EM: There's a lot of hip hop in the production on Doves & Ravens. How did you find that sound?
DK: Koz, probably. Koz really brought it out in "Glory". There were all those trap hats and it's super bassy. But I guess that's not fair actually. When it was born I was working with Carey Willetts in London on a song called "A Closeness." I played the song for him on an acoustic but I wanted to do something with a driving beat, tribal and heavy. And he put it in on the third verse and we were both like "this is cool." The twanginess of the acoustic and the way that comes out versus the programmed beat felt so exciting. And it was so much fun to sing against. I just followed it from there. Songs of mine don't fit that all the time, and I've definitely found a bit of solace in the acoustic stuff lately as I've been throwing a beat on everything for the last while. I'm not a hip hop artist and don't have to do that all the time, but when I can make them live together that's my favourite.

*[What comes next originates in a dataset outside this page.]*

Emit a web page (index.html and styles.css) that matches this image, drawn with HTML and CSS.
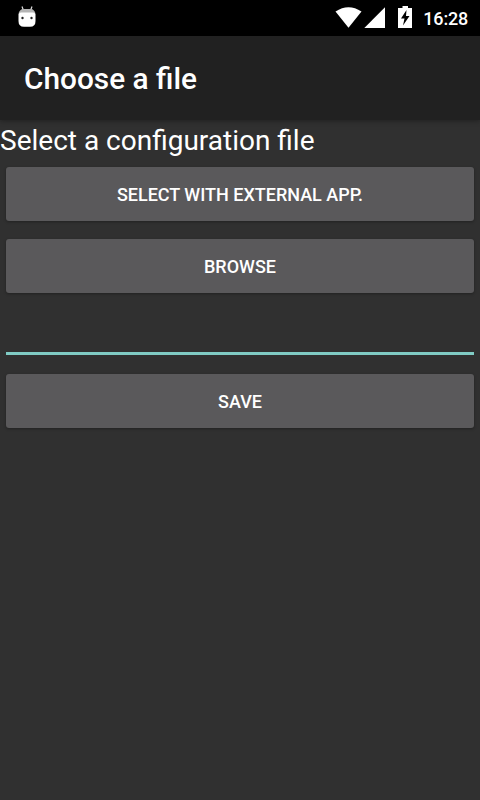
FILE: index.html
```html
<!DOCTYPE html>
<html lang="en">
<head>
<meta charset="utf-8">
<title>Choose a file</title>
<link rel="stylesheet" href="styles.css">
</head>
<body>
<div class="status">
<svg class="robot" width="20" height="24" viewBox="0 0 20 24"><path d="M5 1.500 6.300 5M15 1.500 13.700 5" stroke="#ddd" stroke-width="1.200"/><path d="M1.500 8.500Q3 4 6 4H14Q17 4 18.500 8.500Z" fill="#b5b5b5"/><path d="M1.500 9Q2 7.500 4 7.500H16Q18 7.500 18.500 9V16Q18.500 21.800 13 21.800H7Q1.500 21.800 1.500 16Z" fill="#fff"/><circle cx="5.500" cy="13" r="1.200" fill="#222"/><circle cx="14.500" cy="13" r="1.200" fill="#222"/></svg>
<svg class="signals" width="78" height="24" viewBox="0 0 78 24"><path d="M.5 6.500Q13.500 -2 26.500 6.500L13.500 22.800Z" fill="#fff"/><path d="M29.300 23 50 2.200V23Z" fill="#fff"/><path d="M63 3H67.500V1H73V3H77V23H63Z" fill="#fff"/><path d="M71.500 5 66 13.500H69.500L68 20.500 74.500 11H71Z" fill="#000"/></svg>
<span class="time">16:28</span>
</div>
<header class="bar"><h1>Choose a file</h1></header>
<main>
<p class="label">Select a configuration file</p>
<button class="btn">SELECT WITH EXTERNAL APP.</button>
<button class="btn">BROWSE</button>
<input class="field" type="text" aria-label="File path">
<button class="btn">SAVE</button>
</main>
</body>
</html>
```
FILE: styles.css
```css
* { box-sizing: border-box; }
body { margin: 0; height: 800px; background: #303030; color: #fff; font-family: Roboto, sans-serif; overflow: hidden; }
.status { height: 36px; background: #000; display: flex; align-items: flex-start; padding: 5px 12px 0 17px; }
.signals { margin-left: auto; }
.time { font-size: 18px; font-weight: 500; line-height: 28px; margin-left: 10px; letter-spacing: -.2px; }
.bar { height: 84px; background: #212121; padding: 2px 0 0 24px; display: flex; align-items: center; box-shadow: 0 1px 5px rgba(0,0,0,.35); }
h1 { margin: 0; font-size: 29.800px; font-weight: 500; line-height: 36px; }
main { display: flex; flex-direction: column; }
.label { margin: 3px 0 8px; font-size: 28px; line-height: 36px; }
.btn { margin: 0 6px 18px; height: 54px; border: 0; border-radius: 3px; background: #5a595b; color: #fff; font: 500 18px/52px Roboto, sans-serif; padding: 2px 0 0; box-shadow: 0 1px 3px rgba(0,0,0,.3); }
.field { height: 44px; margin: 0 6px 19px; border: 0; border-bottom: 3px solid #80cbc4; background: none; outline: 0; padding: 0; }
```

EM: What was the first album you ever got obsessed with?
DK: Set List by The Frames. Set List was the first bit of music I ever bought. I don't know why I hadn't become hooked on someone until that point but I bought it as soon as I heard it. That's where I became obsessed with the idea of having a violinist in a band.
EM: Colm Mac Con Iomaire and Glen Hansard are such special musicians. Can you say anything at all about the new year? Debut album, perhaps?
DK: Yeah definitely! I'm going on tour again in the new year, and I was just in L.A. writing and gathering songs. We're working on it for sure, I just want it to be perfect. I want to take the stuff I put on YouTube two years ago and I want that to live with what I just did in L.A.
EM: I always find that people get hyped about something or someone and there's so much pressure for them to release material really quickly, and it's always like—let them make something you really enjoy, let them take their time.
DK: [laughs] yeah exactly. I could do it, but I really want it to be perfect.